And it was T shirt weather I know! :laugh:


----------



## Ponto (Jan 11, 2012)

Quote came in at $16,000 

Sent from my Igloo


----------



## ceese (Jul 2, 2011)

Ponto said:


> Quote came in at $16,000
> 
> Sent from my Igloo


WTF! - that's twice what a rebuilt engine installed should cost. I've only picked up pieces of the story. I know you flew home. Is the car still down south? What exactly happened?


----------



## VWAddict (Jun 12, 1999)

Ponto said:


> Fixed that for you.


:facepalm: fml! :facepalm:

sixteen grand? Damn! I'll start asking about sourcing a TTRS motor!


----------



## Maitre Absolut (Aug 5, 2009)

Ponto said:


> Ibis is on my radar... Picture to refresh memory? and mileage?
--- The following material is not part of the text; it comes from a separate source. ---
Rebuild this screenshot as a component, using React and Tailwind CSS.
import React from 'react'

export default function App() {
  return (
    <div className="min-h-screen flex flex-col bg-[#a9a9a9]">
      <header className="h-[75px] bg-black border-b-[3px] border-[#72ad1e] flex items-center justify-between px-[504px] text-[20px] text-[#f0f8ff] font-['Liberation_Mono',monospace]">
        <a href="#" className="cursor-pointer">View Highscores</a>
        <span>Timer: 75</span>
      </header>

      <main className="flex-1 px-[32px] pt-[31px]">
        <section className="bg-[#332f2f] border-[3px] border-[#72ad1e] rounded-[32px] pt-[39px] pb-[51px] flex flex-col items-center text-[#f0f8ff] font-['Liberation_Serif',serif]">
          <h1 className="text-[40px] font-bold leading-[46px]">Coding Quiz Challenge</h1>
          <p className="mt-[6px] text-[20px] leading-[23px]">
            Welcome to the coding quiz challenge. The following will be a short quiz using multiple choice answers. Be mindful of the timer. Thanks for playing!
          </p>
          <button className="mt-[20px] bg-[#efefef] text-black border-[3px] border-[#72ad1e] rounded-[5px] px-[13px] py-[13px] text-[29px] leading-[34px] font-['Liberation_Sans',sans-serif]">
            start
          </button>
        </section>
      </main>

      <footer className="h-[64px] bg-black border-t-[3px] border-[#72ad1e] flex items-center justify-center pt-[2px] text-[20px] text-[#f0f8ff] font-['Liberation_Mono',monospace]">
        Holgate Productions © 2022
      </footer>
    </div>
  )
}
Sorry I mean Kilometerage? :laugh:


58700kms

summer 2013 w/ rotor reps









2011 interior update (s-tronic + rns-e)









winter mode (OEM wheels w/o spacers)


----------



## Ponto (Jan 11, 2012)

Price???

Wait no sport seats????? Are my eyes playing tricks on me?


----------



## Ponto (Jan 11, 2012)

ceese said:


> WTF! - that's twice what a rebuilt engine installed should cost. I've only picked up pieces of the story. I know you flew home. Is the car still down south? What exactly happened?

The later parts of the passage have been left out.